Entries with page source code
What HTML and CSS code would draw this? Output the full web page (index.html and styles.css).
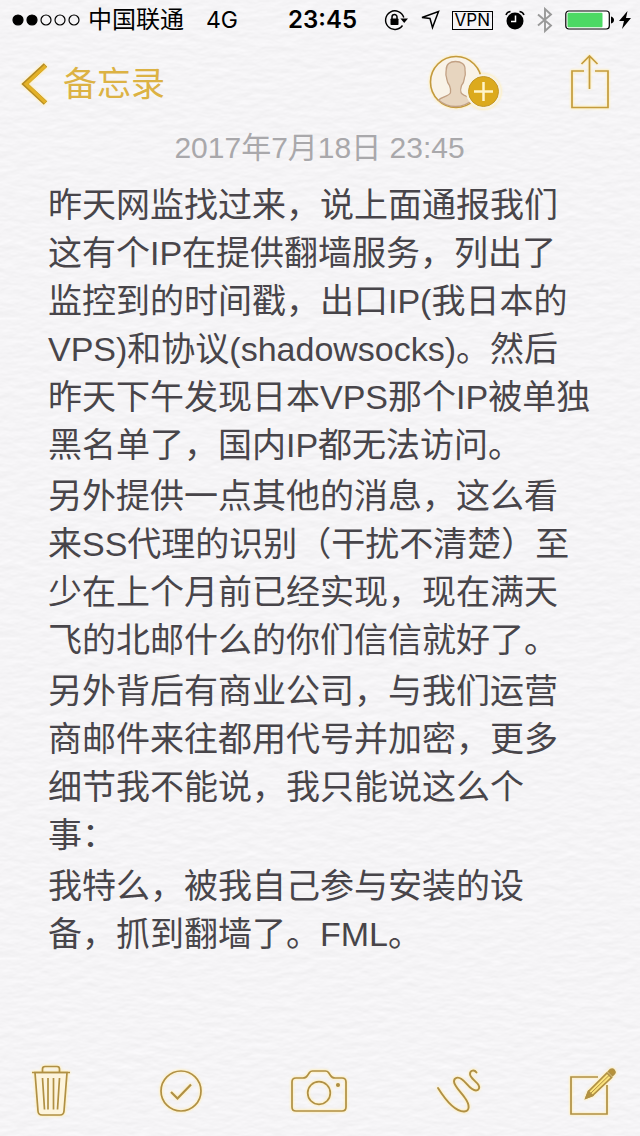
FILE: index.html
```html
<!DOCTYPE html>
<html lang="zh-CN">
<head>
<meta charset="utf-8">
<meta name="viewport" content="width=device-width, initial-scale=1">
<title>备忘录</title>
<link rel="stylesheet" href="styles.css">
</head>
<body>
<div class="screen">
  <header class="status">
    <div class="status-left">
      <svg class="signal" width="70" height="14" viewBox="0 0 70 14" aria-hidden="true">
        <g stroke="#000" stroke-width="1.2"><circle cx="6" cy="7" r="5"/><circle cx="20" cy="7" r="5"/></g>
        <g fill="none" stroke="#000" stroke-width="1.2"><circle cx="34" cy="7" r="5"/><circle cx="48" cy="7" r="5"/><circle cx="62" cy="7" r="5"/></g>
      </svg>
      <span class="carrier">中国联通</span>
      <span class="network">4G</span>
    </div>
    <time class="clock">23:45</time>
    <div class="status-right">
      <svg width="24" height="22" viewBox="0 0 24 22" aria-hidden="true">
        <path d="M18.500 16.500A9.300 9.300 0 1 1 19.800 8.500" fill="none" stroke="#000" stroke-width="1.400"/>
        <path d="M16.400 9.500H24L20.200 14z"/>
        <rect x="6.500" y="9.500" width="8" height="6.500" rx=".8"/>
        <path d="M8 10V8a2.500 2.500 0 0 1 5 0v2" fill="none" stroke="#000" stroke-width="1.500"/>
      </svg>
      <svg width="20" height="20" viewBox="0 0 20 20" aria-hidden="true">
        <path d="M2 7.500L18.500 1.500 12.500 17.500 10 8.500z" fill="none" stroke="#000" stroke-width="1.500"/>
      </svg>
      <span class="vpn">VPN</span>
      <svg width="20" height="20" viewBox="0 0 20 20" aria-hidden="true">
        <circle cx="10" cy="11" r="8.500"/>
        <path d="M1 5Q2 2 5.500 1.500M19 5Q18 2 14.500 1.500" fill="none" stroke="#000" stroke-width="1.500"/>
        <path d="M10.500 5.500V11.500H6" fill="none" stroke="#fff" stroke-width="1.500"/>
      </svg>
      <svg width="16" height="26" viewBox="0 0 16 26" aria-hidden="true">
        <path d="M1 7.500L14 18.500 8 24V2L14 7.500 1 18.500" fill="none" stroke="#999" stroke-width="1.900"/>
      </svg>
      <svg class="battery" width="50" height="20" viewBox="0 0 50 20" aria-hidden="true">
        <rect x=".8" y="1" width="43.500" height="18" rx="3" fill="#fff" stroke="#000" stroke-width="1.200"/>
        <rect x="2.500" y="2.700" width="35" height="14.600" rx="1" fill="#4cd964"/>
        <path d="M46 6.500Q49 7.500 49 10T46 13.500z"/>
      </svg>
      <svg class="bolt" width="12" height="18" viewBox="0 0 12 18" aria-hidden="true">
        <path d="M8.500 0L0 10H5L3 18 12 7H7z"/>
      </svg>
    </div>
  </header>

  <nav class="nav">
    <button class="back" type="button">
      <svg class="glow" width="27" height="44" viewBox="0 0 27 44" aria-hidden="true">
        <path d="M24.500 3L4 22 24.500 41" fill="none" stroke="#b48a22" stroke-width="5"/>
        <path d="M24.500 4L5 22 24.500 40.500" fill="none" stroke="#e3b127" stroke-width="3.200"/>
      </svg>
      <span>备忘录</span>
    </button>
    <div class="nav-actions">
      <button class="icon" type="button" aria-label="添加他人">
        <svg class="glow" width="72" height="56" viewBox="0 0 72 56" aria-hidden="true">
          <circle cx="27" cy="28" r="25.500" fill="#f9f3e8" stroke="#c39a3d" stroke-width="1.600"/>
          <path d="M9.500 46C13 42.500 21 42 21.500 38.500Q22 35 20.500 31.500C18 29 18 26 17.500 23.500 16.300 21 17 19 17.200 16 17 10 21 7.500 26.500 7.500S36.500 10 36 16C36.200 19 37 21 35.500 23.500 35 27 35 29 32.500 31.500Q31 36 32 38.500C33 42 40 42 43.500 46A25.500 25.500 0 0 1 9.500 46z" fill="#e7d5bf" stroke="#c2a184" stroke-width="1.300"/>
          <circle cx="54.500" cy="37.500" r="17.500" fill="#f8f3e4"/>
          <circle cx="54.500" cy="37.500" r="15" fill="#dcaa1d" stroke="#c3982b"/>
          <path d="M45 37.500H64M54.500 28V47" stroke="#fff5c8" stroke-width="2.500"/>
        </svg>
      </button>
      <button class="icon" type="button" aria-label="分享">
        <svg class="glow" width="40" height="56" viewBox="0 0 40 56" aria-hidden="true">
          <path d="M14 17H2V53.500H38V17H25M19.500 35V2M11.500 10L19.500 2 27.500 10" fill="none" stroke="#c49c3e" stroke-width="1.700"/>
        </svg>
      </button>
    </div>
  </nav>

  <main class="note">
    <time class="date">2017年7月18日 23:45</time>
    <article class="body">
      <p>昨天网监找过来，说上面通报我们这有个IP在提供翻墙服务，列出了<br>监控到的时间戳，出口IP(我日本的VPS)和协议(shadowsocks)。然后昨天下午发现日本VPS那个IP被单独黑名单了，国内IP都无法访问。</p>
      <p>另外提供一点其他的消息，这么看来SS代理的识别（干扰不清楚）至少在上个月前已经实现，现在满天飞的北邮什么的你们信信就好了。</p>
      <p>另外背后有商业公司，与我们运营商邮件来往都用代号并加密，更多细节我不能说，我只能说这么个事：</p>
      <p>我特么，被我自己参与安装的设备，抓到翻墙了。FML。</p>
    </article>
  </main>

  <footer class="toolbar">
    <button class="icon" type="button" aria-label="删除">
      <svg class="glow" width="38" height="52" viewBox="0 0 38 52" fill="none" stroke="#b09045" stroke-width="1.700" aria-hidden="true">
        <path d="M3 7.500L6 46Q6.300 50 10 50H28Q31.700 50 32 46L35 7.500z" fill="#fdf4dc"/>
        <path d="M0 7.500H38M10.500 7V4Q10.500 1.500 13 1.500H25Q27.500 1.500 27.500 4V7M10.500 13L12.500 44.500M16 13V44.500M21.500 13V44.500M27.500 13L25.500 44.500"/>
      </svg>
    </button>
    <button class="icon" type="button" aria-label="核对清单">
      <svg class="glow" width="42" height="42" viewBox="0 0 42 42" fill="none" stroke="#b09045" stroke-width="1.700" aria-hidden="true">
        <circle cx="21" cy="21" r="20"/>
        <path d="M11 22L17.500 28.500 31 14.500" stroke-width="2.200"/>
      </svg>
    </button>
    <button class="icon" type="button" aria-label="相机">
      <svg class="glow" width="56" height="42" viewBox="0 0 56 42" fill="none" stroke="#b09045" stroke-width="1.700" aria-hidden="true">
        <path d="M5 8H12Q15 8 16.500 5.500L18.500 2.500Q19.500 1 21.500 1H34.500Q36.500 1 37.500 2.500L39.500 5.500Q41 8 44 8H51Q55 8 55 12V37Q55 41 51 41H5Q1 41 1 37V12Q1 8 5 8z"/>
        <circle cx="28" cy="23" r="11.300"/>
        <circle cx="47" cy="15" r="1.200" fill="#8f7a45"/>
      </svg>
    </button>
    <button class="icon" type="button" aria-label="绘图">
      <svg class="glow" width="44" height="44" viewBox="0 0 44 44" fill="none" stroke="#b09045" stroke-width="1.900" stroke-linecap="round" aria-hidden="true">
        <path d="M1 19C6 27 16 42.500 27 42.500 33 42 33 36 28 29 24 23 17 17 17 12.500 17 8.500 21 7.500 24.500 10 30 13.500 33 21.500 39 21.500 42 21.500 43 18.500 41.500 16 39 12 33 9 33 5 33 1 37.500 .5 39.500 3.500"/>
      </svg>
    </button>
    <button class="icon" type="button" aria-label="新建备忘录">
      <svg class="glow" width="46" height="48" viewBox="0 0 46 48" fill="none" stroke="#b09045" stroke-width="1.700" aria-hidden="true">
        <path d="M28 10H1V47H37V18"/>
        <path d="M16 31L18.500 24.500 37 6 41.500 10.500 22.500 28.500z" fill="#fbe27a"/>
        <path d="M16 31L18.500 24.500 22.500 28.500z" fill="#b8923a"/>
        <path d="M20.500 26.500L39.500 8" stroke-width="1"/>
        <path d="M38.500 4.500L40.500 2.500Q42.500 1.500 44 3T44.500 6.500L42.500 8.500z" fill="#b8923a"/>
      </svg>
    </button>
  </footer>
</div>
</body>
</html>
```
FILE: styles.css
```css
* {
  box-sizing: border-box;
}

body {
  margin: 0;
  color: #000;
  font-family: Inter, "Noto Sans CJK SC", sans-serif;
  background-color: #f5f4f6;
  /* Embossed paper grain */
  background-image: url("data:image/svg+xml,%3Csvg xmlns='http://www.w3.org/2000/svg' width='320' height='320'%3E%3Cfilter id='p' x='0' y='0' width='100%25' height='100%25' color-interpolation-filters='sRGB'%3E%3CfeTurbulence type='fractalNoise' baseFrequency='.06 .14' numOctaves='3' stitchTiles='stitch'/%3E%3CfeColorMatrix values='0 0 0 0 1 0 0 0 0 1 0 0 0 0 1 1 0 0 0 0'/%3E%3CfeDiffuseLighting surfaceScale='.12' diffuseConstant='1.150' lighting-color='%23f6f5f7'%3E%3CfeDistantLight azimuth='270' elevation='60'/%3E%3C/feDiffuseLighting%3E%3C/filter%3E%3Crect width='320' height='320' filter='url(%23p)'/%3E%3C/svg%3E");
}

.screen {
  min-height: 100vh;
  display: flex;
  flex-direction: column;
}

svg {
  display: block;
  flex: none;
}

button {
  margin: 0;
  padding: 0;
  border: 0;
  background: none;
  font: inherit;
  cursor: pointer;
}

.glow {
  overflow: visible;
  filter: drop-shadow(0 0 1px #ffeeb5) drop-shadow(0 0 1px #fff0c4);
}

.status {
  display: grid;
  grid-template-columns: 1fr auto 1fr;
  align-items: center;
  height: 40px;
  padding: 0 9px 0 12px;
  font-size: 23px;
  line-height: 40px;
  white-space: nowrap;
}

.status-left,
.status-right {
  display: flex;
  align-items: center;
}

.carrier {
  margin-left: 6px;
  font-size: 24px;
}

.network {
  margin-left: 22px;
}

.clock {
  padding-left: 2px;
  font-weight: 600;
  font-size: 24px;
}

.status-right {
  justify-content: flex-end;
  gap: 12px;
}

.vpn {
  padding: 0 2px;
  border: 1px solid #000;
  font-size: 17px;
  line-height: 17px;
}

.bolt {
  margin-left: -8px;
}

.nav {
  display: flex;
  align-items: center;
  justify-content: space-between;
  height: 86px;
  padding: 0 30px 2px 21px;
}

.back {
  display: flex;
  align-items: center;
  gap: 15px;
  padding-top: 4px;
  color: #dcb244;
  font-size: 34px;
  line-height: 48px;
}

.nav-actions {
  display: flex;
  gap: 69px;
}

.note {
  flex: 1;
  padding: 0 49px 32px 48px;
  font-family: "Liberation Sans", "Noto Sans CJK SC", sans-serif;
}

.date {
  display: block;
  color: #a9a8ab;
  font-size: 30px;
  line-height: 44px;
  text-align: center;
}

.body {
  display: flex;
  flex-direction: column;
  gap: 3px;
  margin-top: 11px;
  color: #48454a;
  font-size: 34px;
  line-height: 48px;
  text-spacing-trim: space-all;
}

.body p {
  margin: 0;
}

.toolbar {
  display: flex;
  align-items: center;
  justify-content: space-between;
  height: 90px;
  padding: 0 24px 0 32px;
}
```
--
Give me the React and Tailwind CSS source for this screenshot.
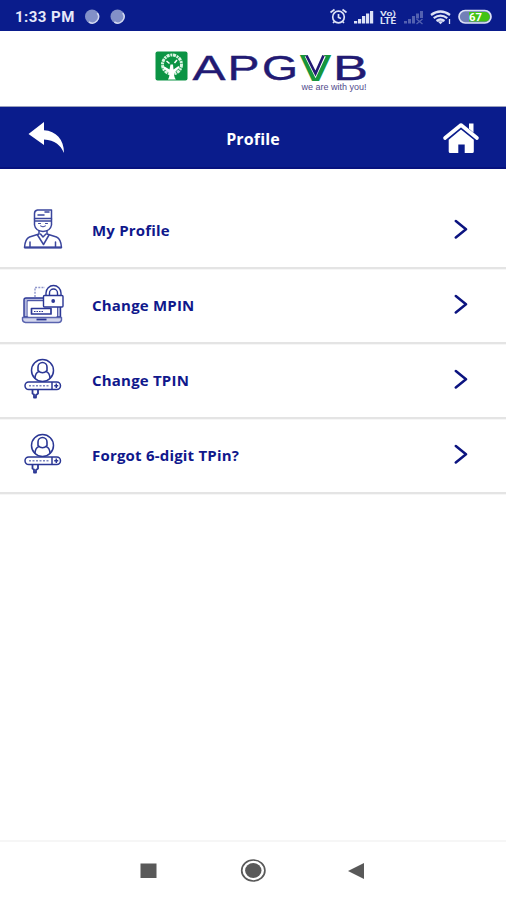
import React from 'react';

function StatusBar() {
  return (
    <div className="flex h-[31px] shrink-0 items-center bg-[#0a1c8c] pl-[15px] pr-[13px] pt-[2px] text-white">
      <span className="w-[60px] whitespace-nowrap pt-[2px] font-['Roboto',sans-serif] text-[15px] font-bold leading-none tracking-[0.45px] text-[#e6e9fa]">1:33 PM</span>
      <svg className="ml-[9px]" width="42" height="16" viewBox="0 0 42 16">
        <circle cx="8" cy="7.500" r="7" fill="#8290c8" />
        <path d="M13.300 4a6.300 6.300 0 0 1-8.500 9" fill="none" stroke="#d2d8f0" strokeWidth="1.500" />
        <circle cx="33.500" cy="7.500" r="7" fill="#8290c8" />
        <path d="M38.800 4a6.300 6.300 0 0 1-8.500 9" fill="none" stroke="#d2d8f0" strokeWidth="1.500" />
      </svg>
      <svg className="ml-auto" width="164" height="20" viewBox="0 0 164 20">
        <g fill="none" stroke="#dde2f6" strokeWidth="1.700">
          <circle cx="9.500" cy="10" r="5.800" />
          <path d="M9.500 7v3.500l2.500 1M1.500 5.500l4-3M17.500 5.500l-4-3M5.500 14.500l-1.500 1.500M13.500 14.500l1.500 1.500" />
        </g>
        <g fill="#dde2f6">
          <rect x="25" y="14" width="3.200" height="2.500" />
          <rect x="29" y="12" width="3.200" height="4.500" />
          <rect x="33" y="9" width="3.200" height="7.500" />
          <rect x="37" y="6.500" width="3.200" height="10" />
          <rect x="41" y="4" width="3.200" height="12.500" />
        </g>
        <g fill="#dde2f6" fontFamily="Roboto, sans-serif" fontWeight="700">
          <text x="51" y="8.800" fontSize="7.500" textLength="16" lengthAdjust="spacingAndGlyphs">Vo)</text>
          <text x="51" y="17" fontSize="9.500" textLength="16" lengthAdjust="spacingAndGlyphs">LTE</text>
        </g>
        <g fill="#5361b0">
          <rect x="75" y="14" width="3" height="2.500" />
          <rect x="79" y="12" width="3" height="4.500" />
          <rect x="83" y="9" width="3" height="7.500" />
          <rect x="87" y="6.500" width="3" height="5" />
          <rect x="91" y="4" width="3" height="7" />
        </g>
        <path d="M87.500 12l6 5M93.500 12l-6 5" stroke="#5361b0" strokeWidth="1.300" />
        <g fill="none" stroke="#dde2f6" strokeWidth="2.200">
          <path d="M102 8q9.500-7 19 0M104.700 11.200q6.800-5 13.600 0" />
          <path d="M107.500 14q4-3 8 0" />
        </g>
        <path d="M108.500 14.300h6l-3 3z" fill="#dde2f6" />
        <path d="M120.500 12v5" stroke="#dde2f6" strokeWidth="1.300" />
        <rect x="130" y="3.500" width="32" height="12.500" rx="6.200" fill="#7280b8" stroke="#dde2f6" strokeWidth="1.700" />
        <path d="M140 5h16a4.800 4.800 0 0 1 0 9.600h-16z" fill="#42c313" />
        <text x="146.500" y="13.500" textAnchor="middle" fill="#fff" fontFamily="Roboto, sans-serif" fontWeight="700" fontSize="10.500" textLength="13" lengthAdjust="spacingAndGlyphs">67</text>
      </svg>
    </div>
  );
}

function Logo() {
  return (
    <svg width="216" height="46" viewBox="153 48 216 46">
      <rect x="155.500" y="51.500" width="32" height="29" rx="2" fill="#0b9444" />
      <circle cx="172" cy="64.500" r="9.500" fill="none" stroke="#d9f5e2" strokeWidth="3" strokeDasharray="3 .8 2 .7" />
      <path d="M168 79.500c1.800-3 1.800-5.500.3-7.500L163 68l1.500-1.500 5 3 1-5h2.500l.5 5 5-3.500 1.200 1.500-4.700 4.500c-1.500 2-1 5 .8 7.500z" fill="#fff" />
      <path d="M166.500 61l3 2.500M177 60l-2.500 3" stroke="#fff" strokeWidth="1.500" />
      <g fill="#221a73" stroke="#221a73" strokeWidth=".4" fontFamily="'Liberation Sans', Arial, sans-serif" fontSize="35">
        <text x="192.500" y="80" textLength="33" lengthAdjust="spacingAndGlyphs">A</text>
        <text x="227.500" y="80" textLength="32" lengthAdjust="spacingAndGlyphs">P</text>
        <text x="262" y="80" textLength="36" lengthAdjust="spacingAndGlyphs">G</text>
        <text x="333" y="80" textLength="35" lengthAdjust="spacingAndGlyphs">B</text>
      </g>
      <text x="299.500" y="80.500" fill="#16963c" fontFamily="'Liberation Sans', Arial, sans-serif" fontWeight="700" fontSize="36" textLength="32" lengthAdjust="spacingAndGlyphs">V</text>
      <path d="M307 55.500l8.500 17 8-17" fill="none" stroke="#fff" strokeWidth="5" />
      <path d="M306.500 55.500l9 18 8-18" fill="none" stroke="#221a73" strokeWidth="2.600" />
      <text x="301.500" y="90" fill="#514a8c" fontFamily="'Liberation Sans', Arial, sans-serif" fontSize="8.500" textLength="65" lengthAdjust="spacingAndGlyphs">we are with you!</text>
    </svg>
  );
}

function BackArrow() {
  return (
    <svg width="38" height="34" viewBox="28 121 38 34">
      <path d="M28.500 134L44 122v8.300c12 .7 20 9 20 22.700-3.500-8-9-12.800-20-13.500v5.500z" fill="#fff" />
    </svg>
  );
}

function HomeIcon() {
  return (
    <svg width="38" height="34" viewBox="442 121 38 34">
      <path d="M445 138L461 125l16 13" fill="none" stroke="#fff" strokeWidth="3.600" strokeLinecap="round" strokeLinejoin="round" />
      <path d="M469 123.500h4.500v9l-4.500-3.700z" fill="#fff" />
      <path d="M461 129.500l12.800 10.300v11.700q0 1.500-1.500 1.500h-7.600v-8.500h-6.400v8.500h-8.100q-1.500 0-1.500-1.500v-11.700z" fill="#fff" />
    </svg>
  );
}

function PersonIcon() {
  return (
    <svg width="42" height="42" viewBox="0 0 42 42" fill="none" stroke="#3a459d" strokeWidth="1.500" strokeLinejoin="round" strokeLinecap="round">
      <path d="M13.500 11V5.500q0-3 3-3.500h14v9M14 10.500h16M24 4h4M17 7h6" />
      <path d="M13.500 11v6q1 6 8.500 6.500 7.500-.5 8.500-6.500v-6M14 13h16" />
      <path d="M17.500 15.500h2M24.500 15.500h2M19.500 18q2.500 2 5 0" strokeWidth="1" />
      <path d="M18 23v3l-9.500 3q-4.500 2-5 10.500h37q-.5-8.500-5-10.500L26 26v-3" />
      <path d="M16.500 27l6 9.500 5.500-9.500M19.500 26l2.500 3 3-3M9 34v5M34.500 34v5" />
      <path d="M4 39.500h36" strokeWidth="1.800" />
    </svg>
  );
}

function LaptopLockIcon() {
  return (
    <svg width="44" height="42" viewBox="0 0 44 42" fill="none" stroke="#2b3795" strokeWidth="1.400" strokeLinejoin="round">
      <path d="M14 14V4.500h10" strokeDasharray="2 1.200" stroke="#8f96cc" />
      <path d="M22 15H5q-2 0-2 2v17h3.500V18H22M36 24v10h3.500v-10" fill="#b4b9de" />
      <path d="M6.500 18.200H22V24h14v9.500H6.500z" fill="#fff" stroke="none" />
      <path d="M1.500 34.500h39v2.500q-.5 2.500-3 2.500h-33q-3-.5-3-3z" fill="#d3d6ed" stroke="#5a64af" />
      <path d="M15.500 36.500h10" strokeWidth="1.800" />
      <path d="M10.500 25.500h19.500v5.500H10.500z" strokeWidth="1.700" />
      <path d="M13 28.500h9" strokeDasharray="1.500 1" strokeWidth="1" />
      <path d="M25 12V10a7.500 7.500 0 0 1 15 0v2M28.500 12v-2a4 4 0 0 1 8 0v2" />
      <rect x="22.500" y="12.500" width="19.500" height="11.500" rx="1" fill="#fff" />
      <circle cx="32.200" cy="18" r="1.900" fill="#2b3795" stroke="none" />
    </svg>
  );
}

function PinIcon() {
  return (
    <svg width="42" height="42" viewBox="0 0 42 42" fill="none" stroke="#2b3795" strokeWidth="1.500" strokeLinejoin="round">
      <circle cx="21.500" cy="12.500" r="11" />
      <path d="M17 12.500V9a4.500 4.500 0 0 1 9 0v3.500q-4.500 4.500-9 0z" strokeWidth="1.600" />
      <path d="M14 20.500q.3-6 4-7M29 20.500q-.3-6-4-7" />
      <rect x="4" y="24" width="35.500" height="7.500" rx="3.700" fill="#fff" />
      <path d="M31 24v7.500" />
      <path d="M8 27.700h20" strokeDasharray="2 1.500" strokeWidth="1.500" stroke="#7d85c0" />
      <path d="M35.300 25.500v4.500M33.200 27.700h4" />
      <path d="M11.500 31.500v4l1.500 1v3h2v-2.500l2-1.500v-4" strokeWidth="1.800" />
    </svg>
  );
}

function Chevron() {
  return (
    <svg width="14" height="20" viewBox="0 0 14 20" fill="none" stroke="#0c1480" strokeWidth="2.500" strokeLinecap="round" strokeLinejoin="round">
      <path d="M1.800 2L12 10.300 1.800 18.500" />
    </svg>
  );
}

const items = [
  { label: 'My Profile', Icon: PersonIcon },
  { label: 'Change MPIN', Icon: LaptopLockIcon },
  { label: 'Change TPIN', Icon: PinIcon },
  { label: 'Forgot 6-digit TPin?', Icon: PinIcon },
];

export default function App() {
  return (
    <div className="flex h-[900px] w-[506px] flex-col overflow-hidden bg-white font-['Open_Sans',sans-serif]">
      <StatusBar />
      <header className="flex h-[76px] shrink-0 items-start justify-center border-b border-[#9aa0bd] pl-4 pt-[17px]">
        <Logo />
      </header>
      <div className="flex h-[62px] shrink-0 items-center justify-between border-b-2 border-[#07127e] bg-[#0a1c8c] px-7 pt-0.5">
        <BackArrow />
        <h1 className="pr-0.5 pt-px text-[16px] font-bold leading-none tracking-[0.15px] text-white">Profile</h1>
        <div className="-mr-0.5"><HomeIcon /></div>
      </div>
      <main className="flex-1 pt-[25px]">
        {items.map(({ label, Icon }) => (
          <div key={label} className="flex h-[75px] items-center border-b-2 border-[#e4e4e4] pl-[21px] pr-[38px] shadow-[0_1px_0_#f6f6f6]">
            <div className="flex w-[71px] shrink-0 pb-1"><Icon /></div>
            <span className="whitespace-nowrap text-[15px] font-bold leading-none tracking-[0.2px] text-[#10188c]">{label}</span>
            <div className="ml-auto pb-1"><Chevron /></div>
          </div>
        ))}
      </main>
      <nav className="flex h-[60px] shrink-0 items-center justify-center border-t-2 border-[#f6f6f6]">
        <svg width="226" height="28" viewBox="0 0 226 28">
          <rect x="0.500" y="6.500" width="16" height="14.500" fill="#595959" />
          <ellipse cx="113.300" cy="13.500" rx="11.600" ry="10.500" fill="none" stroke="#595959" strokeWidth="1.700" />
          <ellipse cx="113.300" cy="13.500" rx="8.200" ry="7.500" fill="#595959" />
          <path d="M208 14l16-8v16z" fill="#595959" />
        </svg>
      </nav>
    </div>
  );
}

TASK TO COMPLETE:
Take the lines above starting at the one containing "Give me the" and ending at the one containing "import React from 'react';", and print them again exactly, without pictures.

RESULT BELOW:
Give me the React and Tailwind CSS source for this screenshot.
import React from 'react';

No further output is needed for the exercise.